I don't think you have to train differently. But what I think you have to realize is, while you're getting into condition, for the first year or so, just increasing the amount of mileage that you run, up to about 40 or 50 miles a week, is going to help you get faster. You are going to improve. You will. Then, after that, you've got to do some sort of interval training if you want to try and improve any more. Then, eventually, you're going to level off. Then, you're going to get into the process, like I am, where you're trying to slow down as slowly as possible and be competitive in your age group.

I think, ironically, someone getting into the sport in their 40s or 50s still can have that incredible sort of enthusiasm to find out just how good they can get. Whereas, for an elite athlete, you sort of know how good you were. It's like the old country and western lyric, 'I ain't as good as I once was, but I once was as good as I ever was.' I would tell a Masters athlete they have a shot at beating the elites, because mentally they bring a freshness to it. They'll never experience the frustration that an elite athlete does watching the diminution of performance.

How about experienced older runners who want to become more competitive?  What should they focus on in their training?

Short, fast intervals at a pace faster than they want to run in 5k. You don't have to do that many. I've never done more than three miles worth of interval training.  Like 12 times 400 meters. Six times 800 meters. I think people always have done too much. I see no reason to do it as you get older, because that increases the chance for injury. Injury is overuse in a certain movement. That's why you make it short and fast and work on the recovery. Once you've gotten around your 5k race pace, start working on the recovery. Don't worry about getting faster. Do that once a week and you'll get faster.

Let's talk about older athletes who want to go from running shorter distance events -- like 5k's and 10k's -- to longer events like half or full marathons.  What advice would you have for them?

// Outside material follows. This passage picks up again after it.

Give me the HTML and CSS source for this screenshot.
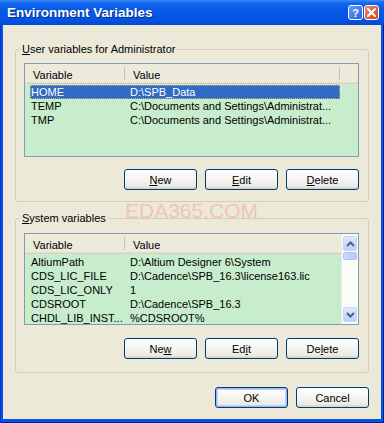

(Train at) what I call conversational pace. All you do is start increasing the length of your long runs and be with friends and do them at a pace where you can talk the way we're talking right now. That is the basis for being able to run the longer distances. You simply have to get used to being out there for that long. It's simply a different kind of fatigue.

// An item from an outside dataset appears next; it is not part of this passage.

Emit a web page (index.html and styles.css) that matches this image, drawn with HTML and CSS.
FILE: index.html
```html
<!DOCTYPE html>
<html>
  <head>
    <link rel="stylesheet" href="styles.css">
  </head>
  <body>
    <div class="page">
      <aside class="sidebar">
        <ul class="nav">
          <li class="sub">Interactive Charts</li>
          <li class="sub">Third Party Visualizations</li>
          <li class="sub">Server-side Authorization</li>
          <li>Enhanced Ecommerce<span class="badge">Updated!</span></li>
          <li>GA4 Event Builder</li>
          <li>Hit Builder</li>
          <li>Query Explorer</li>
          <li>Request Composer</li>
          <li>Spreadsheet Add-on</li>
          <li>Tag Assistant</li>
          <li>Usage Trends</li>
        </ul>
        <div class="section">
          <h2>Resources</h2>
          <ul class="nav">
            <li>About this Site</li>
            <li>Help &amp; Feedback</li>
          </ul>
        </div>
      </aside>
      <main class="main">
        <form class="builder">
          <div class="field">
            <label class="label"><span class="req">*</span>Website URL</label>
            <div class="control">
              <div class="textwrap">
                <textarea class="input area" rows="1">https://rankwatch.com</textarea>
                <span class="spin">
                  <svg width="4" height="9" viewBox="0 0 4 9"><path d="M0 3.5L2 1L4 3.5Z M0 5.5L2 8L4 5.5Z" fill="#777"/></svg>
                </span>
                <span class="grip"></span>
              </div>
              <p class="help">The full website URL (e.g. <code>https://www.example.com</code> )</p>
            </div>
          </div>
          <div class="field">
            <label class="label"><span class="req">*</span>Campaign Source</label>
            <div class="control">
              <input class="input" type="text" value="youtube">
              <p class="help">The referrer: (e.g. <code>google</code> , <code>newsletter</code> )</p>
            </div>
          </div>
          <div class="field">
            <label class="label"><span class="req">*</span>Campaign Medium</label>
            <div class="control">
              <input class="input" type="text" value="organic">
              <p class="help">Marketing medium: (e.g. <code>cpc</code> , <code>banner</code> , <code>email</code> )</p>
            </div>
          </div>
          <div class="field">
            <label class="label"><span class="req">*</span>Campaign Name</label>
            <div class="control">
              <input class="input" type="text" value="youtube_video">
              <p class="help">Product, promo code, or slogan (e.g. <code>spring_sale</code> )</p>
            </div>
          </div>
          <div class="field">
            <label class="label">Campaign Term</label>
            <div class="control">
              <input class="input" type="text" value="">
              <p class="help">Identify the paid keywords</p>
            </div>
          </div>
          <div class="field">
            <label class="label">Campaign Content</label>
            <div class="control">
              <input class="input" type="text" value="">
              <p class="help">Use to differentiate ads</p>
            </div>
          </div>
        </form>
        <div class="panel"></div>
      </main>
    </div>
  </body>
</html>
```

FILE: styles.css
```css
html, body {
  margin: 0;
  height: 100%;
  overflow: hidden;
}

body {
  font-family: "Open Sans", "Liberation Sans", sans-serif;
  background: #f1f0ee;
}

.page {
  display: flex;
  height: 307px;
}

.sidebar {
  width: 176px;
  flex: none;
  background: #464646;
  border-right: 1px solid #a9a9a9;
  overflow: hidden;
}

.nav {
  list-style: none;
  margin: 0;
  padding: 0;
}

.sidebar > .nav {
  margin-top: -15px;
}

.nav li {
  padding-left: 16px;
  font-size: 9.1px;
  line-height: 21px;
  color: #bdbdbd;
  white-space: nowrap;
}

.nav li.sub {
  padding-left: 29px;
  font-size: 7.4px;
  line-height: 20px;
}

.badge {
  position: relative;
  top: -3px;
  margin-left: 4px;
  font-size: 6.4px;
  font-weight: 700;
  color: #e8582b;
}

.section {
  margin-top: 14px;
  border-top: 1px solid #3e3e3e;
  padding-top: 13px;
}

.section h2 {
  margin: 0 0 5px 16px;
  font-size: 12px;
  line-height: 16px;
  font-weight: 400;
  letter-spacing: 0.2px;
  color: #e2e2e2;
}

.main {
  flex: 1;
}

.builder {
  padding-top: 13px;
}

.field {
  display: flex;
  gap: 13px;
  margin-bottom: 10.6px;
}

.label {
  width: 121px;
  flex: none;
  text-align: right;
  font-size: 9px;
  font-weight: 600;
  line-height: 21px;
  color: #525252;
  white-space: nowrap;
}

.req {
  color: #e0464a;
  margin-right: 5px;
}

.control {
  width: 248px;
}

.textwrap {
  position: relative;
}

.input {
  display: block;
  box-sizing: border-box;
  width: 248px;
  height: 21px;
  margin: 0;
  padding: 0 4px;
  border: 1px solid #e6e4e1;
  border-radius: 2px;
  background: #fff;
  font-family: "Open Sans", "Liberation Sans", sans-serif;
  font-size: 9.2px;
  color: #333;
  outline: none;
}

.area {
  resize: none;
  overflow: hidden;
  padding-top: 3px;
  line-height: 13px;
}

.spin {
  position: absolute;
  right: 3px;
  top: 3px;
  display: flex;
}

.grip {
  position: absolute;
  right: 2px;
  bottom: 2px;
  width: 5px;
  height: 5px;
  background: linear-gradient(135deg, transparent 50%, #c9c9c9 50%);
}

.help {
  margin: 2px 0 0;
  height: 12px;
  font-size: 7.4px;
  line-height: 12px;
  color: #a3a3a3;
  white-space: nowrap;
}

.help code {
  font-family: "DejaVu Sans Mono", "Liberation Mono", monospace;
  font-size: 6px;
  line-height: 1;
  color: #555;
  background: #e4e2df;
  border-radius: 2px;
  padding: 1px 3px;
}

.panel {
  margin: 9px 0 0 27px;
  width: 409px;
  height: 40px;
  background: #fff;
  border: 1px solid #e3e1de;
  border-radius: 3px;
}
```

You don't have to go hard. You can be totally aerobic. On those days when you feel great, maybe once a month, sure, go for a PR on a loop. But you don't do it all the time.

When you do that, you're just showing yourself you're in shape. That's not really what's getting you in shape. What gets you in shape is running along at a conversational pace and increasing, at least once a week, the total distance that you run. Don't worry about overall distance in a week. Focus on the distance of your long run. 

If you want to run a marathon, you truly have to get up to the point where you're out there for at least two hours. I do it every week. I think that keeps you a little less prone to injury than trying to work up to running three hours. I think mentally it's easier. It's the same as with the intervals. If you keep the number down, you don't wake up that day trying to figure out a way to get out of the workout. It's the same way with the long run. If you keep it (at two hours), then you really can get an idea of your improvement. You can start to sense that the two-hour run is going better and better.

Whereas, if you're trying to build up to a three-hour run, all you've got is that one three-hour run. And then you're toast and you have to back off. If you're doing it on your own, you're better backing off the total amount and doing it more consistently.

You were one of the co-founders of the Bolder Boulder 10k, which has evolved into one the largest races in the world. You won the race in 1981. In 2005, you served as the official starter. Are you still involved with the race?

I work the TV every year. [Shorter is part of the television broadcast team.]  I jog in the race every year. I jump in one of the B or C waves and then I finish up and do the TV for the elite race. So I still feel like I'm part of it.

I'm still on the advisory board, which is a very loose term for a group that gets together about five times a year, offers suggestions and eats pizza.